# Provided information
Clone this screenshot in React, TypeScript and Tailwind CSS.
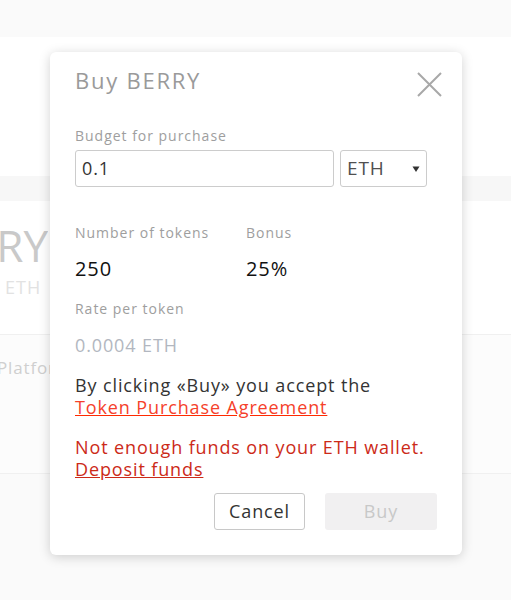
import React from 'react';

const font = { fontFamily: '"Open Sans", "Liberation Sans", sans-serif' };

const Backdrop = () => (
  <div className="w-[511px] h-[600px] flex flex-col bg-[#fafafa]">
    <div className="h-[37px] bg-[#fafafa]" />
    <div className="h-[139px] bg-white" />
    <div className="h-[25px] bg-[#f7f7f7]" />
    <div className="h-[134px] bg-white border-b border-[#f0f0f0] flex flex-col">
      <div className="w-[48px] overflow-hidden flex justify-end mt-[18px]">
        <span className="text-[44px] leading-[52px] text-[#c9c9c9] whitespace-nowrap">BERRY</span>
      </div>
      <span className="ml-[5px] mt-[4px] text-[18px] leading-[24px] text-[#e2e2e2] tracking-[0.06em]">ETH</span>
    </div>
    <div className="h-[139px] bg-[#fcfcfc] border-b border-[#f0f0f0] pt-[20px]">
      <span className="ml-[-3px] text-[17px] text-[#cfcfcf] whitespace-nowrap tracking-[0.05em]">Platform</span>
    </div>
  </div>
);

const CloseIcon = () => (
  <svg width="25" height="25" viewBox="0 0 25 25" fill="none">
    <path d="M1 1 L24 24 M24 1 L1 24" stroke="#a8a8a8" strokeWidth="2" />
  </svg>
);

const Modal = () => (
  <div className="absolute left-[50px] top-[52px] w-[412px] h-[503px] bg-white rounded-[6px] shadow-[0_2px_12px_rgba(0,0,0,0.18)] px-[25px] pt-[13px] tracking-[0.055em]">
    <div className="flex items-start justify-between">
      <h2 className="text-[22px] leading-[30px] text-[#9a9a9a] tracking-[0.08em]">Buy BERRY</h2>
      <button className="mt-[7px] mr-[-5px]">
        <CloseIcon />
      </button>
    </div>

    <div className="mt-[30px] text-[14px] leading-[18px] text-[#9e9e9e] tracking-[0.07em]">Budget for purchase</div>
    <div className="mt-[5px] flex gap-[6px]">
      <div className="w-[259px] h-[37px] border border-[#cccccc] rounded-[3px] flex items-center px-[6px] text-[18px] text-[#333]">0.1</div>
      <div className="w-[87px] h-[37px] border border-[#cccccc] rounded-[3px] flex items-center justify-between pl-[6px] pr-[6px] text-[19px] text-[#505050]">
        <span>ETH</span>
        <svg width="8" height="8" viewBox="0 0 8 8">
          <path d="M0.5 1.5 L7.5 1.5 L4 7 Z" fill="#333" />
        </svg>
      </div>
    </div>

    <div className="mt-[37px] flex">
      <div className="w-[171px]">
        <div className="text-[14px] leading-[18px] text-[#9e9e9e] tracking-[0.07em]">Number of tokens</div>
        <div className="mt-[18px] text-[20px] leading-[18px] text-[#111]">250</div>
      </div>
      <div>
        <div className="text-[14px] leading-[18px] text-[#9e9e9e] tracking-[0.07em]">Bonus</div>
        <div className="mt-[18px] text-[20px] leading-[18px] text-[#111]">25%</div>
      </div>
    </div>

    <div className="mt-[22px] text-[14px] leading-[18px] text-[#9e9e9e] tracking-[0.07em]">Rate per token</div>
    <div className="mt-[18px] text-[18px] leading-[18px] text-[#b2b7c0]">0.0004 ETH</div>

    <p className="mt-[20px] text-[18px] leading-[22px] text-[#333]">
      By clicking «Buy» you accept the
      <br />
      <a className="text-[#f5412b] underline decoration-[#ff2a00]">Token Purchase Agreement</a>
    </p>

    <p className="mt-[18px] text-[18px] leading-[22px] text-[#cc2a18]">
      Not enough funds on your ETH wallet.
      <br />
      <a className="underline">Deposit funds</a>
    </p>

    <div className="mt-[13px] flex justify-end gap-[20px]">
      <button className="w-[91px] h-[37px] border border-[#c8c8c8] rounded-[3px] bg-white text-[18px] text-[#333]">Cancel</button>
      <button className="w-[112px] h-[37px] rounded-[3px] bg-[#f1f0f1] text-[18px] text-[#c8c8c8]">Buy</button>
    </div>
  </div>
);

export default function App() {
  return (
    <div className="relative w-[511px] h-[600px] overflow-hidden" style={font}>
      <Backdrop />
      <Modal />
    </div>
  );
}
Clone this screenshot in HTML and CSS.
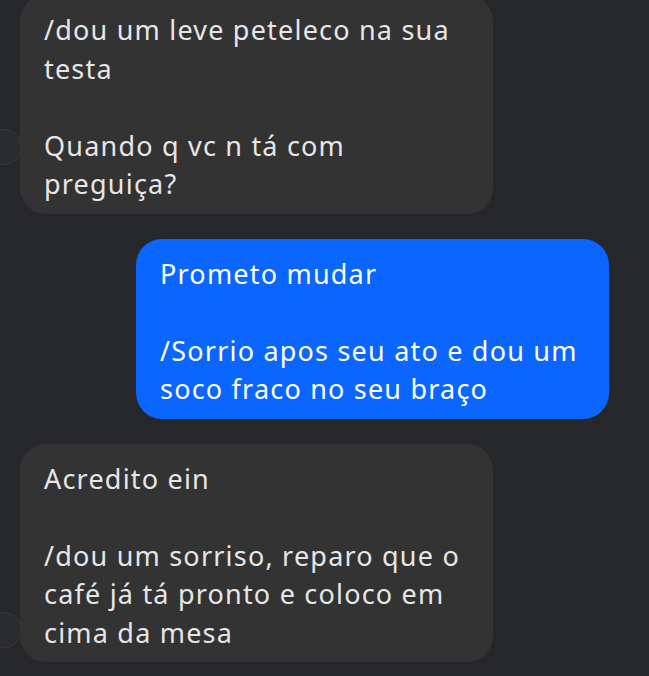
FILE: index.html
```html
<!DOCTYPE html>
<html lang="pt">
<head>
<meta charset="utf-8">
<link rel="stylesheet" href="styles.css">
</head>
<body>
<div class="chat">
  <div class="row row-in first">
    <div class="avatar avatar-a"></div>
    <div class="bubble in">/dou um leve peteleco na sua<br>testa<br><br>Quando q vc n tá com<br>preguiça?</div>
  </div>
  <div class="row row-out">
    <div class="bubble out">Prometo mudar<br><br>/Sorrio apos seu ato e dou um<br>soco fraco no seu braço</div>
  </div>
  <div class="row row-in">
    <div class="avatar avatar-b"></div>
    <div class="bubble in">Acredito ein<br><br>/dou um sorriso, reparo que o<br>café já tá pronto e coloco em<br>cima da mesa</div>
  </div>
</div>
</body>
</html>
```
FILE: styles.css
```css
html, body {
  margin: 0;
  padding: 0;
  background: #26272a;
  height: 100%;
  overflow: hidden;
}
.chat {
  display: flex;
  flex-direction: column;
  gap: 25px;
  padding: 0 40px 0 20px;
  font-family: "Noto Sans", "Open Sans", sans-serif;
  font-size: 27px;
  line-height: 38.5px;
  letter-spacing: 1.2px;
}
.row {
  display: flex;
  position: relative;
}
.row.first {
  margin-top: -5px;
}
.row-out {
  justify-content: flex-end;
}
.bubble {
  width: 473px;
  box-sizing: border-box;
  padding: 16px 24px 10px 24px;
  border-radius: 26px;
  white-space: nowrap;
}
.in {
  background: #333334;
  color: #e6e6e6;
}
.out {
  background: #0a66ff;
  color: #ffffff;
}
.avatar {
  position: absolute;
  left: -34px;
  width: 36px;
  height: 36px;
  border-radius: 50%;
  background: #2b2c2e;
  border: 1px solid #3a3b3d;
  box-sizing: border-box;
}
.avatar-a {
  top: 134px;
}
.avatar-b {
  bottom: 14px;
}
```
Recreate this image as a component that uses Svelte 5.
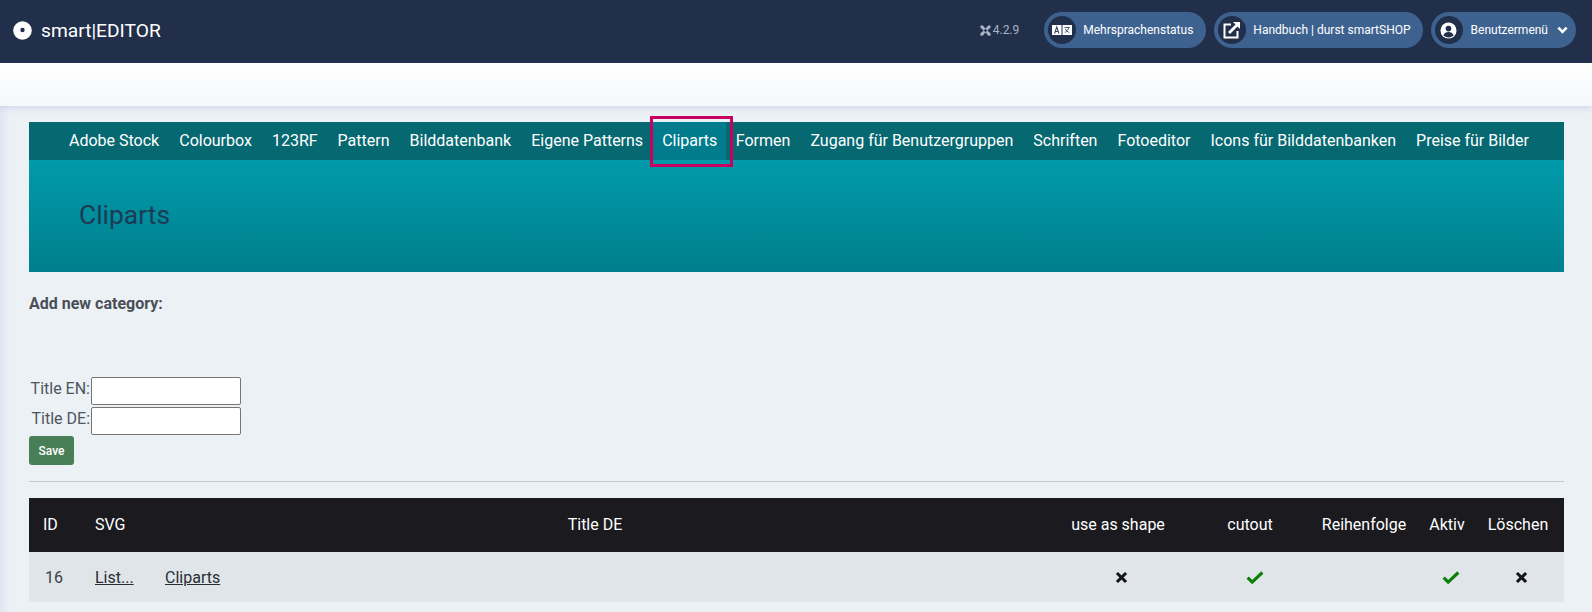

# Work to do
Take the data above and repeat it exactly, leaving each picture out.

# Complete output
Clone this screenshot in React, TypeScript and Tailwind CSS.
import React from 'react';

const font = { fontFamily: '"Open Sans", "Liberation Sans", sans-serif' };

const Backdrop = () => (
  <div className="w-[511px] h-[600px] flex flex-col bg-[#fafafa]">
    <div className="h-[37px] bg-[#fafafa]" />
    <div className="h-[139px] bg-white" />
    <div className="h-[25px] bg-[#f7f7f7]" />
    <div className="h-[134px] bg-white border-b border-[#f0f0f0] flex flex-col">
      <div className="w-[48px] overflow-hidden flex justify-end mt-[18px]">
        <span className="text-[44px] leading-[52px] text-[#c9c9c9] whitespace-nowrap">BERRY</span>
      </div>
      <span className="ml-[5px] mt-[4px] text-[18px] leading-[24px] text-[#e2e2e2] tracking-[0.06em]">ETH</span>
    </div>
    <div className="h-[139px] bg-[#fcfcfc] border-b border-[#f0f0f0] pt-[20px]">
      <span className="ml-[-3px] text-[17px] text-[#cfcfcf] whitespace-nowrap tracking-[0.05em]">Platform</span>
    </div>
  </div>
);

const CloseIcon = () => (
  <svg width="25" height="25" viewBox="0 0 25 25" fill="none">
    <path d="M1 1 L24 24 M24 1 L1 24" stroke="#a8a8a8" strokeWidth="2" />
  </svg>
);

const Modal = () => (
  <div className="absolute left-[50px] top-[52px] w-[412px] h-[503px] bg-white rounded-[6px] shadow-[0_2px_12px_rgba(0,0,0,0.18)] px-[25px] pt-[13px] tracking-[0.055em]">
    <div className="flex items-start justify-between">
      <h2 className="text-[22px] leading-[30px] text-[#9a9a9a] tracking-[0.08em]">Buy BERRY</h2>
      <button className="mt-[7px] mr-[-5px]">
        <CloseIcon />
      </button>
    </div>

    <div className="mt-[30px] text-[14px] leading-[18px] text-[#9e9e9e] tracking-[0.07em]">Budget for purchase</div>
    <div className="mt-[5px] flex gap-[6px]">
      <div className="w-[259px] h-[37px] border border-[#cccccc] rounded-[3px] flex items-center px-[6px] text-[18px] text-[#333]">0.1</div>
      <div className="w-[87px] h-[37px] border border-[#cccccc] rounded-[3px] flex items-center justify-between pl-[6px] pr-[6px] text-[19px] text-[#505050]">
        <span>ETH</span>
        <svg width="8" height="8" viewBox="0 0 8 8">
          <path d="M0.5 1.5 L7.5 1.5 L4 7 Z" fill="#333" />
        </svg>
      </div>
    </div>

    <div className="mt-[37px] flex">
      <div className="w-[171px]">
        <div className="text-[14px] leading-[18px] text-[#9e9e9e] tracking-[0.07em]">Number of tokens</div>
        <div className="mt-[18px] text-[20px] leading-[18px] text-[#111]">250</div>
      </div>
      <div>
        <div className="text-[14px] leading-[18px] text-[#9e9e9e] tracking-[0.07em]">Bonus</div>
        <div className="mt-[18px] text-[20px] leading-[18px] text-[#111]">25%</div>
      </div>
    </div>

    <div className="mt-[22px] text-[14px] leading-[18px] text-[#9e9e9e] tracking-[0.07em]">Rate per token</div>
    <div className="mt-[18px] text-[18px] leading-[18px] text-[#b2b7c0]">0.0004 ETH</div>

    <p className="mt-[20px] text-[18px] leading-[22px] text-[#333]">
      By clicking «Buy» you accept the
      <br />
      <a className="text-[#f5412b] underline decoration-[#ff2a00]">Token Purchase Agreement</a>
    </p>

    <p className="mt-[18px] text-[18px] leading-[22px] text-[#cc2a18]">
      Not enough funds on your ETH wallet.
      <br />
      <a className="underline">Deposit funds</a>
    </p>

    <div className="mt-[13px] flex justify-end gap-[20px]">
      <button className="w-[91px] h-[37px] border border-[#c8c8c8] rounded-[3px] bg-white text-[18px] text-[#333]">Cancel</button>
      <button className="w-[112px] h-[37px] rounded-[3px] bg-[#f1f0f1] text-[18px] text-[#c8c8c8]">Buy</button>
    </div>
  </div>
);

export default function App() {
  return (
    <div className="relative w-[511px] h-[600px] overflow-hidden" style={font}>
      <Backdrop />
      <Modal />
    </div>
  );
}
Clone this screenshot in HTML and CSS.
FILE: index.html
```html
<!DOCTYPE html>
<html lang="pt">
<head>
<meta charset="utf-8">
<link rel="stylesheet" href="styles.css">
</head>
<body>
<div class="chat">
  <div class="row row-in first">
    <div class="avatar avatar-a"></div>
    <div class="bubble in">/dou um leve peteleco na sua<br>testa<br><br>Quando q vc n tá com<br>preguiça?</div>
  </div>
  <div class="row row-out">
    <div class="bubble out">Prometo mudar<br><br>/Sorrio apos seu ato e dou um<br>soco fraco no seu braço</div>
  </div>
  <div class="row row-in">
    <div class="avatar avatar-b"></div>
    <div class="bubble in">Acredito ein<br><br>/dou um sorriso, reparo que o<br>café já tá pronto e coloco em<br>cima da mesa</div>
  </div>
</div>
</body>
</html>
```
FILE: styles.css
```css
html, body {
  margin: 0;
  padding: 0;
  background: #26272a;
  height: 100%;
  overflow: hidden;
}
.chat {
  display: flex;
  flex-direction: column;
  gap: 25px;
  padding: 0 40px 0 20px;
  font-family: "Noto Sans", "Open Sans", sans-serif;
  font-size: 27px;
  line-height: 38.5px;
  letter-spacing: 1.2px;
}
.row {
  display: flex;
  position: relative;
}
.row.first {
  margin-top: -5px;
}
.row-out {
  justify-content: flex-end;
}
.bubble {
  width: 473px;
  box-sizing: border-box;
  padding: 16px 24px 10px 24px;
  border-radius: 26px;
  white-space: nowrap;
}
.in {
  background: #333334;
  color: #e6e6e6;
}
.out {
  background: #0a66ff;
  color: #ffffff;
}
.avatar {
  position: absolute;
  left: -34px;
  width: 36px;
  height: 36px;
  border-radius: 50%;
  background: #2b2c2e;
  border: 1px solid #3a3b3d;
  box-sizing: border-box;
}
.avatar-a {
  top: 134px;
}
.avatar-b {
  bottom: 14px;
}
```
Recreate this image as a component that uses Svelte 5.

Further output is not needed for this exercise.